ShishKabab commented 5 years ago

Seems to be a timing issue or something like that. I've checked in the Dexie docs whether we can return a promise, but that doesn't seem to be the case. One thing I've noticed though, is that the hooks get a transaction passed in: http://memex.link/BEf1lhEHQ/dexie.org/docs/Table/Table.hook(%27updating%27)

Maybe if we make a Dexie-specfic option to the CRUD methods in the Storex backend called dexie.transaction and we use that one to write to the change log, that changes something?

The weird thing apparently is that delaying the write (console.log introduced a significant delay) solves the issue. This may mean that we need to queue the backup changes internally. Maybe this also solves the need of having to add the backupChanges table to every transaction. However, it'd be awesome if we can include the backup change write in the transaction, so we're absolutely sure every modification also gets logged.

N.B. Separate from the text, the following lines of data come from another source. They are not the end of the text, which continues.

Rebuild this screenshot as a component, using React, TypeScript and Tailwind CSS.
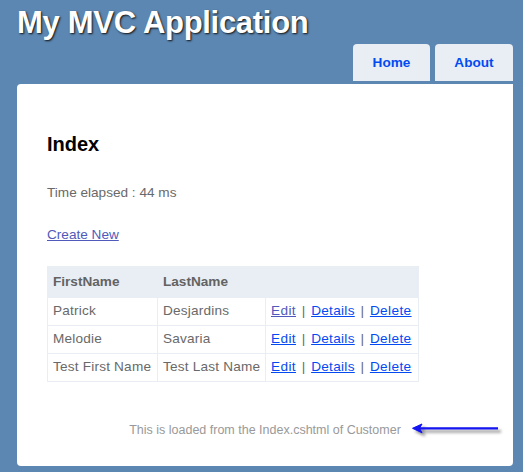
import React from "react";

const rows = [
  { f: "Patrick", l: "Desjardins", visited: true },
  { f: "Melodie", l: "Savaria", visited: false },
  { f: "Test First Name", l: "Test Last Name", visited: false },
];

function Sep() {
  return <span className="px-[2px]">{" | "}</span>;
}

export default function App() {
  return (
    <div className="relative w-[523px] h-[472px] overflow-hidden bg-[#5c87b2] font-['Liberation_Sans','Arial',sans-serif] text-[13.6px] text-[#696969]">
      {/* header */}
      <div className="relative h-[44px]">
        <h1 className="pl-[17px] pt-[7px] text-[31px] leading-[31px] font-bold tracking-[-0.3px] text-white [text-shadow:1px_1px_2px_#111]">
          My MVC Application
        </h1>
        <div className="absolute right-[20px] top-[-15px] leading-[16px] text-white whitespace-pre">
          [ <span className="underline">Log On</span> ]
        </div>
      </div>

      {/* menu */}
      <div className="flex justify-end gap-[5px] pr-[10px]">
        <div className="w-[77px] h-[37px] rounded-t-[4px] bg-[#e8eef4] text-center leading-[37px] font-bold text-[#034af3]">
          Home
        </div>
        <div className="w-[78px] h-[37px] rounded-t-[4px] bg-[#e8eef4] text-center leading-[37px] font-bold text-[#034af3]">
          About
        </div>
      </div>

      {/* main */}
      <div className="ml-[17px] mt-[3px] w-[496px] h-[382px] bg-white rounded-tl-[4px] rounded-b-[4px] px-[30px] pt-[48px]">
        <h2 className="text-[20px] leading-[24px] font-bold text-black">Index</h2>
        <p className="mt-[28px] leading-[18px]">Time elapsed : 44 ms</p>
        <p className="mt-[24px] leading-[18px]">
          <span className="underline text-[#505abc]">Create New</span>
        </p>

        <table className="mt-[22px] table-fixed w-[371px] border-collapse border border-[#e8eef4]">
          <thead>
            <tr>
              <th className="w-[110px] h-[31px] px-[5px] py-0 text-left font-bold bg-[#e8eef4] border border-[#e8eef4] text-[#636363]">
                FirstName
              </th>
              <th className="w-[108px] h-[31px] px-[5px] py-0 text-left font-bold bg-[#e8eef4] border border-[#e8eef4] text-[#636363]">
                LastName
              </th>
              <th className="w-[153px] h-[31px] px-[5px] py-0 bg-[#e8eef4] border border-[#e8eef4]"></th>
            </tr>
          </thead>
          <tbody>
            {rows.map((r, i) => (
              <tr key={i}>
                <td className="h-[28px] px-[5px] py-0 border border-[#e8eef4] whitespace-nowrap tracking-[0.2px]">{r.f}</td>
                <td className="h-[28px] px-[5px] py-0 border border-[#e8eef4] whitespace-nowrap tracking-[0.2px]">{r.l}</td>
                <td className="h-[28px] px-[5px] py-0 border border-[#e8eef4] whitespace-nowrap">
                  <span className={"underline tracking-[0.4px] " + (r.visited ? "text-[#505abc]" : "text-[#034af3]")}>Edit</span>
                  <Sep />
                  <span className="underline tracking-[0.3px] text-[#034af3]">Details</span>
                  <Sep />
                  <span className="underline tracking-[0.4px] text-[#034af3]">Delete</span>
                </td>
              </tr>
            ))}
          </tbody>
        </table>

        <p className="mt-[40px] text-center text-[12.5px] leading-[16px] text-[#999]">
          This is loaded from the Index.cshtml of Customer
        </p>
      </div>

      {/* annotation arrow */}
      <svg className="absolute left-[405px] top-[418px]" width="105" height="24" viewBox="0 0 105 24">
        <defs>
          <filter id="sh" x="-20%" y="-50%" width="140%" height="250%">
            <feDropShadow dx="3" dy="3" stdDeviation="1.6" floodColor="#000" floodOpacity="0.45" />
          </filter>
        </defs>
        <g filter="url(#sh)">
          <line x1="12" y1="10.3" x2="93" y2="10.3" stroke="#1212f0" strokeWidth="2.2" />
          <path d="M7.5 10.3 L17 6 L14.5 10.3 L17 14.8 Z" fill="#1212f0" stroke="#1212f0" strokeWidth="1" strokeLinejoin="round" />
        </g>
      </svg>
    </div>
  );
}
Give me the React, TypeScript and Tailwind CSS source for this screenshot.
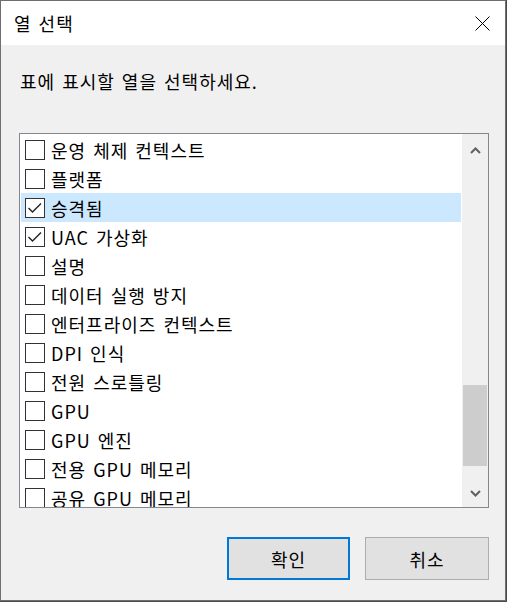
import React from "react";

const items: { label: string; checked: boolean; selected?: boolean }[] = [
  { label: "운영 체제 컨텍스트", checked: false },
  { label: "플랫폼", checked: false },
  { label: "승격됨", checked: true, selected: true },
  { label: "UAC 가상화", checked: true },
  { label: "설명", checked: false },
  { label: "데이터 실행 방지", checked: false },
  { label: "엔터프라이즈 컨텍스트", checked: false },
  { label: "DPI 인식", checked: false },
  { label: "전원 스로틀링", checked: false },
  { label: "GPU", checked: false },
  { label: "GPU 엔진", checked: false },
  { label: "전용 GPU 메모리", checked: false },
  { label: "공유 GPU 메모리", checked: false },
];

function Chevron({ up }: { up?: boolean }) {
  return (
    <svg width="11" height="7" viewBox="0 0 11 7">
      <polyline
        points={up ? "1,6 5.5,1.5 10,6" : "1,1 5.5,5.5 10,1"}
        fill="none"
        stroke="#606060"
        strokeWidth="2"
      />
    </svg>
  );
}

export default function App() {
  return (
    <div className="min-h-screen bg-[#4a4a4a]">
      <div className="w-[506px] h-[601px] border border-[#6f6f6f] bg-[#f0f0f0] flex flex-col text-black [font-family:'Noto_Sans_CJK_KR',sans-serif]">
        <div className="h-[44px] bg-white flex items-center justify-between pl-[13px] pr-[15px] shrink-0">
          <span className="text-[18px] leading-none tracking-[1px] [word-spacing:2px]">열 선택</span>
          <svg width="15" height="15" viewBox="0 0 15 15">
            <path d="M0.5 0.5 L14.5 14.5 M14.5 0.5 L0.5 14.5" stroke="#000" strokeWidth="1" fill="none" />
          </svg>
        </div>
        <div className="mt-[24px] h-[24px] pl-[19px] flex items-center text-[18px] leading-none tracking-[1px] [word-spacing:2px]">
          표에 표시할 열을 선택하세요.
        </div>
        <div className="mt-[40px] ml-[18px] w-[470px] h-[375px] border border-[#828790] bg-white flex shrink-0">
          <div className="flex-1 pt-[1px] pl-[1px] pr-[1px] overflow-hidden">
            {items.map((it) => (
              <div
                key={it.label}
                className={`h-[29px] flex items-center ${it.selected ? "bg-[#cce8ff]" : ""}`}
              >
                <div className="ml-[4px] w-[20px] h-[20px] border border-[#333333] bg-white shrink-0 relative">
                  {it.checked && (
                    <svg className="absolute left-0 top-0" width="18" height="18" viewBox="0 0 18 18">
                      <polyline points="2.5,9 6.5,13 15,4.5" fill="none" stroke="#222" strokeWidth="1.4" />
                    </svg>
                  )}
                </div>
                <span className="ml-[6px] text-[18px] leading-none whitespace-nowrap tracking-[1px] [word-spacing:2px]">
                  {it.label}
                </span>
              </div>
            ))}
          </div>
          <div className="w-[26px] bg-[#f0f0f0] flex flex-col shrink-0">
            <div className="h-[32px] flex items-center justify-center">
              <Chevron up />
            </div>
            <div className="h-[219px]" />
            <div className="mx-[1px] h-[81px] bg-[#cdcdcd]" />
            <div className="flex-1" />
            <div className="h-[27px] flex items-center justify-center">
              <Chevron />
            </div>
          </div>
        </div>
        <div className="mt-[29px] flex justify-end gap-[15px] pr-[16px]">
          <button className="w-[123px] h-[43px] border-2 border-[#0078d7] bg-[#e1e1e1] text-[18px] leading-none tracking-[1px]">
            확인
          </button>
          <button className="w-[124px] h-[43px] border border-[#adadad] bg-[#e1e1e1] text-[18px] leading-none tracking-[1px]">
            취소
          </button>
        </div>
      </div>
    </div>
  );
}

Maybe one thing that messes things up is the async stuff. If Dexie continues with it's normal life after the synchronous execution of the hook is completed (meaning something returns a promise), that could introduce the timing issue. That may be a potential source of the problem?

poltak commented 5 years ago

Thanks for looking into this. You got further than me.

Maybe if we make a Dexie-specfic option to the CRUD methods in the Storex backend called dexie.transaction and we use that one to write to the change log

What would that option change in the storex backend code?

It definitely feels like a timing issue. I saw that Promises returned from the hook subscriber aren't handled by Dexie, although I don't really understand how that would mean some of them don't get DB access (from what I saw debugging: all subscribers are triggered, and all the DB ops run by the subscribers resolve rather than rejecting).

I tried playing around with the transaction arg in the subscriber, but there doesn't seem to be much we can actually do with it though apart from lock, unlock and abort. Locking it, running our additional op, then unlocking doesn't seem to change it. Do you know what the docs mean by "A subscriber may use the given transaction object to do additional operations on the database"?

This may mean that we need to queue the backup changes internally. Maybe this also solves the need of having to add the backupChanges table to every transaction.

I thought about this too before, although tried not to in favour of trying to find a simpler solution not involving adding new stuff. Though thinking about it more now, it could be pretty easy to implement. Our old prio queue that we used for all DB ops a while back was just an minor extension of this async queue package: https://www.npmjs.com/package/queue That would work if we still can't find a way to get passed this

ShishKabab commented 5 years ago

I thought one would be able to pass the transaction object to different modification operations, but it seems I'm mistaken (probably confused it with Sequelize.) That's what I meant by passing in the transaction as an option.

It kinda sucks that the API just stinks: async ops within transactions is something we've been doing for at least 20 years in the SQL world. The only things I can think of now: 1) making sure things happen in-order, avoiding awaits. In theory promises immediately get executed, so it should be possible do have the write be done before we return from the hook. This means that you place a console.log statement at the beginning and the end of the hook, and inside the createObject function, and see if they indeed execute in the right order. 2) queuing up these things and doing them outside of the transaction, in the hope that no data gets lost.